Write out the material again exactly, please, and omit the pictures.
--- Begin Dataset content ---
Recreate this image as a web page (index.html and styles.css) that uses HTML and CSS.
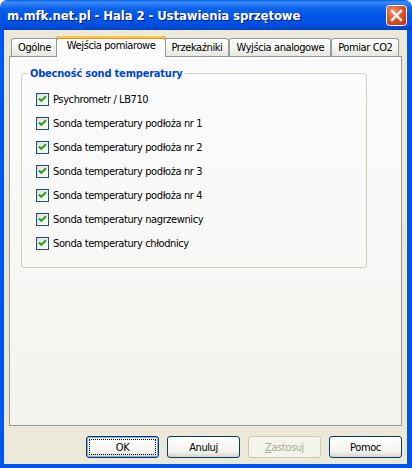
FILE: index.html
```html
<!DOCTYPE html>
<html lang="pl">
<head>
    <meta charset="UTF-8">
    <title>Ustawienia sprzętowe</title>
    <link rel="stylesheet" href="styles.css">
</head>
<body>
<div class="window">
    <div class="titlebar">
        <span class="title">m.mfk.net.pl - Hala 2 - Ustawienia sprzętowe</span>
        <div class="close">
            <svg width="21" height="21" viewBox="0 0 21 21">
                <defs>
                    <radialGradient id="red" cx="35%" cy="30%" r="80%">
                        <stop offset="0" stop-color="#f39a7a"/>
                        <stop offset="0.45" stop-color="#e35b32"/>
                        <stop offset="1" stop-color="#c43512"/>
                    </radialGradient>
                </defs>
                <rect x="0.5" y="0.5" width="20" height="20" rx="3" fill="url(#red)" stroke="#fff"/>
                <path d="M6 6 L15 15 M15 6 L6 15" stroke="#fff" stroke-width="2.4" stroke-linecap="square"/>
            </svg>
        </div>
    </div>
    <div class="frame">
        <div class="tabs">
            <div class="tab">Ogólne</div>
            <div class="tab active">Wejścia pomiarowe</div>
            <div class="tab">Przekaźniki</div>
            <div class="tab">Wyjścia analogowe</div>
            <div class="tab">Pomiar CO2</div>
        </div>
        <div class="panel">
            <fieldset class="group">
                <legend>Obecność sond temperatury</legend>
                <label class="check"><span class="box"><svg width="11" height="11" viewBox="0 0 11 11"><path d="M2 4.5 L4.3 6.8 L9 2.2" fill="none" stroke="#21a121" stroke-width="2"/></svg></span>Psychrometr / LB710</label>
                <label class="check"><span class="box"><svg width="11" height="11" viewBox="0 0 11 11"><path d="M2 4.5 L4.3 6.8 L9 2.2" fill="none" stroke="#21a121" stroke-width="2"/></svg></span>Sonda temperatury podłoża nr 1</label>
                <label class="check"><span class="box"><svg width="11" height="11" viewBox="0 0 11 11"><path d="M2 4.5 L4.3 6.8 L9 2.2" fill="none" stroke="#21a121" stroke-width="2"/></svg></span>Sonda temperatury podłoża nr 2</label>
                <label class="check"><span class="box"><svg width="11" height="11" viewBox="0 0 11 11"><path d="M2 4.5 L4.3 6.8 L9 2.2" fill="none" stroke="#21a121" stroke-width="2"/></svg></span>Sonda temperatury podłoża nr 3</label>
                <label class="check"><span class="box"><svg width="11" height="11" viewBox="0 0 11 11"><path d="M2 4.5 L4.3 6.8 L9 2.2" fill="none" stroke="#21a121" stroke-width="2"/></svg></span>Sonda temperatury podłoża nr 4</label>
                <label class="check"><span class="box"><svg width="11" height="11" viewBox="0 0 11 11"><path d="M2 4.5 L4.3 6.8 L9 2.2" fill="none" stroke="#21a121" stroke-width="2"/></svg></span>Sonda temperatury nagrzewnicy</label>
                <label class="check"><span class="box"><svg width="11" height="11" viewBox="0 0 11 11"><path d="M2 4.5 L4.3 6.8 L9 2.2" fill="none" stroke="#21a121" stroke-width="2"/></svg></span>Sonda temperatury chłodnicy</label>
            </fieldset>
        </div>
        <div class="buttons">
            <button class="btn default"><span>OK</span></button>
            <button class="btn"><span>Anuluj</span></button>
            <button class="btn disabled"><span><u>Z</u>astosuj</span></button>
            <button class="btn"><span>Pomoc</span></button>
        </div>
    </div>
</div>
</body>
</html>
```

FILE: styles.css
```css
*{
    margin:0;
    padding:0;
    box-sizing:border-box;
}
body{
    background-color:#ffffff;
    font-family:"DejaVu Sans Condensed","Liberation Sans",sans-serif;
    font-size:11px;
    letter-spacing:-0.4px;
    color:#000;
}
.window{
    width:412px;
    height:468px;
    display:flex;
    flex-direction:column;
}
.titlebar{
    height:30px;
    flex:none;
    display:flex;
    align-items:center;
    justify-content:space-between;
    padding:0 5px 0 7px;
    background:linear-gradient(to bottom,#0058ee 0,#3d8ff5 2px,#2a7cf4 4px,#0a62ec 9px,#0056e8 16px,#0052e4 24px,#0044cc 29px,#0040c2 30px);
    border-radius:7px 7px 0 0;
}
.title{
    color:#fff;
    font-weight:bold;
    font-size:13px;
    letter-spacing:-0.1px;
    text-shadow:1px 1px 0 #0a1883;
    padding-top:1px;
}
.close{
    width:21px;
    height:21px;
    display:flex;
}
.frame{
    flex:1;
    display:flex;
    flex-direction:column;
    background-color:#ece9d8;
    border:4px solid #0055ea;
    border-top:none;
    border-right-width:5px;
    padding:6px 5px 0 5px;
}
.tabs{
    height:20px;
    flex:none;
    display:flex;
    align-items:flex-end;
    padding-left:2px;
}
.tab{
    flex:none;
    height:18px;
    padding:0 6px;
    display:flex;
    align-items:center;
    white-space:nowrap;
    border:1px solid #919b9c;
    border-bottom:none;
    border-radius:3px 3px 0 0;
    background:linear-gradient(to bottom,#ffffff,#f3f3ef 60%,#e7e6df);
}
.tab.active{
    height:21px;
    margin:0 -2px -1px;
    padding:0 10px 2px;
    position:relative;
    z-index:1;
    border-top:none;
    background:#fcfcfe;
    box-shadow:inset 0 2px 0 #ffc83c, inset 0 3px 0 #e68b2c;
}
.panel{
    flex:1;
    border:1px solid #919b9c;
    background:linear-gradient(to bottom,#fcfcfe,#f4f3ee);
    padding:10px 34px 0 11px;
}
.group{
    border:1px solid #d0d0bf;
    border-radius:3px;
    padding:7px 10px 12px 14px;
    margin:0;
}
.group legend{
    color:#0046d5;
    font-weight:bold;
    font-size:11px;
    line-height:13px;
    letter-spacing:-0.2px;
    padding:0 2px;
    margin-left:-8px;
}
.check{
    height:24px;
    display:flex;
    align-items:center;
}
.box{
    width:13px;
    height:13px;
    margin-right:4px;
    border:1px solid #1c5180;
    background:linear-gradient(135deg,#dcdcd7,#ffffff);
    display:flex;
    align-items:center;
    justify-content:center;
}
.buttons{
    flex:none;
    display:flex;
    justify-content:flex-end;
    gap:8px;
    padding:10px 0 6px;
}
.btn{
    width:73px;
    height:22px;
    border:1px solid #003c74;
    border-radius:3px;
    background:linear-gradient(to bottom,#ffffff,#f4f4f0 70%,#e3e0d6 90%,#d6d0c5);
    font-family:inherit;
    font-size:11px;
    letter-spacing:inherit;
    color:#000;
    display:flex;
    padding:2px;
}
.btn span{
    flex:1;
    display:flex;
    align-items:center;
    justify-content:center;
    border:1px solid transparent;
}
.btn.default{
    box-shadow:inset 0 0 0 1px #8ca9e8;
}
.btn.default span{
    border:1px dotted #000;
}
.btn.disabled{
    border-color:#c9c7ba;
    background:#f5f4ea;
    color:#aca899;
}
```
--- End Dataset content ---
> Exercise solution:
Recreate this image as a web page (index.html and styles.css) that uses HTML and CSS.
FILE: index.html
```html
<!DOCTYPE html>
<html lang="pl">
<head>
    <meta charset="UTF-8">
    <title>Ustawienia sprzętowe</title>
    <link rel="stylesheet" href="styles.css">
</head>
<body>
<div class="window">
    <div class="titlebar">
        <span class="title">m.mfk.net.pl - Hala 2 - Ustawienia sprzętowe</span>
        <div class="close">
            <svg width="21" height="21" viewBox="0 0 21 21">
                <defs>
                    <radialGradient id="red" cx="35%" cy="30%" r="80%">
                        <stop offset="0" stop-color="#f39a7a"/>
                        <stop offset="0.45" stop-color="#e35b32"/>
                        <stop offset="1" stop-color="#c43512"/>
                    </radialGradient>
                </defs>
                <rect x="0.5" y="0.5" width="20" height="20" rx="3" fill="url(#red)" stroke="#fff"/>
                <path d="M6 6 L15 15 M15 6 L6 15" stroke="#fff" stroke-width="2.4" stroke-linecap="square"/>
            </svg>
        </div>
    </div>
    <div class="frame">
        <div class="tabs">
            <div class="tab">Ogólne</div>
            <div class="tab active">Wejścia pomiarowe</div>
            <div class="tab">Przekaźniki</div>
            <div class="tab">Wyjścia analogowe</div>
            <div class="tab">Pomiar CO2</div>
        </div>
        <div class="panel">
            <fieldset class="group">
                <legend>Obecność sond temperatury</legend>
                <label class="check"><span class="box"><svg width="11" height="11" viewBox="0 0 11 11"><path d="M2 4.5 L4.3 6.8 L9 2.2" fill="none" stroke="#21a121" stroke-width="2"/></svg></span>Psychrometr / LB710</label>
                <label class="check"><span class="box"><svg width="11" height="11" viewBox="0 0 11 11"><path d="M2 4.5 L4.3 6.8 L9 2.2" fill="none" stroke="#21a121" stroke-width="2"/></svg></span>Sonda temperatury podłoża nr 1</label>
                <label class="check"><span class="box"><svg width="11" height="11" viewBox="0 0 11 11"><path d="M2 4.5 L4.3 6.8 L9 2.2" fill="none" stroke="#21a121" stroke-width="2"/></svg></span>Sonda temperatury podłoża nr 2</label>
                <label class="check"><span class="box"><svg width="11" height="11" viewBox="0 0 11 11"><path d="M2 4.5 L4.3 6.8 L9 2.2" fill="none" stroke="#21a121" stroke-width="2"/></svg></span>Sonda temperatury podłoża nr 3</label>
                <label class="check"><span class="box"><svg width="11" height="11" viewBox="0 0 11 11"><path d="M2 4.5 L4.3 6.8 L9 2.2" fill="none" stroke="#21a121" stroke-width="2"/></svg></span>Sonda temperatury podłoża nr 4</label>
                <label class="check"><span class="box"><svg width="11" height="11" viewBox="0 0 11 11"><path d="M2 4.5 L4.3 6.8 L9 2.2" fill="none" stroke="#21a121" stroke-width="2"/></svg></span>Sonda temperatury nagrzewnicy</label>
                <label class="check"><span class="box"><svg width="11" height="11" viewBox="0 0 11 11"><path d="M2 4.5 L4.3 6.8 L9 2.2" fill="none" stroke="#21a121" stroke-width="2"/></svg></span>Sonda temperatury chłodnicy</label>
            </fieldset>
        </div>
        <div class="buttons">
            <button class="btn default"><span>OK</span></button>
            <button class="btn"><span>Anuluj</span></button>
            <button class="btn disabled"><span><u>Z</u>astosuj</span></button>
            <button class="btn"><span>Pomoc</span></button>
        </div>
    </div>
</div>
</body>
</html>
```

FILE: styles.css
```css
*{
    margin:0;
    padding:0;
    box-sizing:border-box;
}
body{
    background-color:#ffffff;
    font-family:"DejaVu Sans Condensed","Liberation Sans",sans-serif;
    font-size:11px;
    letter-spacing:-0.4px;
    color:#000;
}
.window{
    width:412px;
    height:468px;
    display:flex;
    flex-direction:column;
}
.titlebar{
    height:30px;
    flex:none;
    display:flex;
    align-items:center;
    justify-content:space-between;
    padding:0 5px 0 7px;
    background:linear-gradient(to bottom,#0058ee 0,#3d8ff5 2px,#2a7cf4 4px,#0a62ec 9px,#0056e8 16px,#0052e4 24px,#0044cc 29px,#0040c2 30px);
    border-radius:7px 7px 0 0;
}
.title{
    color:#fff;
    font-weight:bold;
    font-size:13px;
    letter-spacing:-0.1px;
    text-shadow:1px 1px 0 #0a1883;
    padding-top:1px;
}
.close{
    width:21px;
    height:21px;
    display:flex;
}
.frame{
    flex:1;
    display:flex;
    flex-direction:column;
    background-color:#ece9d8;
    border:4px solid #0055ea;
    border-top:none;
    border-right-width:5px;
    padding:6px 5px 0 5px;
}
.tabs{
    height:20px;
    flex:none;
    display:flex;
    align-items:flex-end;
    padding-left:2px;
}
.tab{
    flex:none;
    height:18px;
    padding:0 6px;
    display:flex;
    align-items:center;
    white-space:nowrap;
    border:1px solid #919b9c;
    border-bottom:none;
    border-radius:3px 3px 0 0;
    background:linear-gradient(to bottom,#ffffff,#f3f3ef 60%,#e7e6df);
}
.tab.active{
    height:21px;
    margin:0 -2px -1px;
    padding:0 10px 2px;
    position:relative;
    z-index:1;
    border-top:none;
    background:#fcfcfe;
    box-shadow:inset 0 2px 0 #ffc83c, inset 0 3px 0 #e68b2c;
}
.panel{
    flex:1;
    border:1px solid #919b9c;
    background:linear-gradient(to bottom,#fcfcfe,#f4f3ee);
    padding:10px 34px 0 11px;
}
.group{
    border:1px solid #d0d0bf;
    border-radius:3px;
    padding:7px 10px 12px 14px;
    margin:0;
}
.group legend{
    color:#0046d5;
    font-weight:bold;
    font-size:11px;
    line-height:13px;
    letter-spacing:-0.2px;
    padding:0 2px;
    margin-left:-8px;
}
.check{
    height:24px;
    display:flex;
    align-items:center;
}
.box{
    width:13px;
    height:13px;
    margin-right:4px;
    border:1px solid #1c5180;
    background:linear-gradient(135deg,#dcdcd7,#ffffff);
    display:flex;
    align-items:center;
    justify-content:center;
}
.buttons{
    flex:none;
    display:flex;
    justify-content:flex-end;
    gap:8px;
    padding:10px 0 6px;
}
.btn{
    width:73px;
    height:22px;
    border:1px solid #003c74;
    border-radius:3px;
    background:linear-gradient(to bottom,#ffffff,#f4f4f0 70%,#e3e0d6 90%,#d6d0c5);
    font-family:inherit;
    font-size:11px;
    letter-spacing:inherit;
    color:#000;
    display:flex;
    padding:2px;
}
.btn span{
    flex:1;
    display:flex;
    align-items:center;
    justify-content:center;
    border:1px solid transparent;
}
.btn.default{
    box-shadow:inset 0 0 0 1px #8ca9e8;
}
.btn.default span{
    border:1px dotted #000;
}
.btn.disabled{
    border-color:#c9c7ba;
    background:#f5f4ea;
    color:#aca899;
}
```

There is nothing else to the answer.